温伯格的金玉四言
温伯格的金玉四言
——至开始科学生涯的学生
Steven Weinberg: Four golden lessons
原文刊自2003年11月23日《自然》杂志(<NATURE>)
史蒂文?温伯格 著
张旭 译
很久以前,当我得到学士学位时,物理学文献对我而言是一个广阔而未知的大海。若不探察大海的每一部分并悉心编制海图,我将无法展开我自己的任何研究。若不了解他人已经完成的工作,我怎样才能开展自己的工作呢?幸运的是,我在研究生院的第一年,有幸接触到一些资深物理学家。他们使我超越原有观念的束缚,坚持要求我必须开始进行研究,在前行中挖掘需要学习的内容。如此一来,沉浮全看自己。我惊讶地发现他们的建议竟然可行。我努力尽快获得博士学位——虽然当我拿到学位时,对于物理学几乎一无所知。但是,我懂得了一个很重要的道理:没有人了解全部,你也不必强求。
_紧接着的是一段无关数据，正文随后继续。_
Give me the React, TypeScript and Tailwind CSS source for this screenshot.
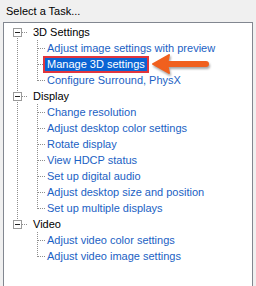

接下来要了解的一个经验,将继续使用我关于海洋的隐喻——当你畅游而没有沉没时,你应该去挑战汹涌的海水。当上个世纪六十年代末期,我执教于麻省理工学院时,一个学生告诉我,他准备进入广义相对论的研究领域,而不是进入我所正在从事的基本粒子领域。因为前者的基本原理如此清晰明了,而后者却对他而言却显得一片混乱。我猛然领悟到他恰恰已经给出做出相反选择的绝佳理由。当时,粒子物理是一个仍然存在创造性工作的领域。虽然在六十年代该领域的确一片混乱,但自从那时起,许多理论物理学家和实验物理学家已开始理出头绪,把许多实验事实(更进步说,几乎所有事实)纳入一个被称为“标准模型”的优美理论中。我的建议是:追寻混乱——那才是行动之所在。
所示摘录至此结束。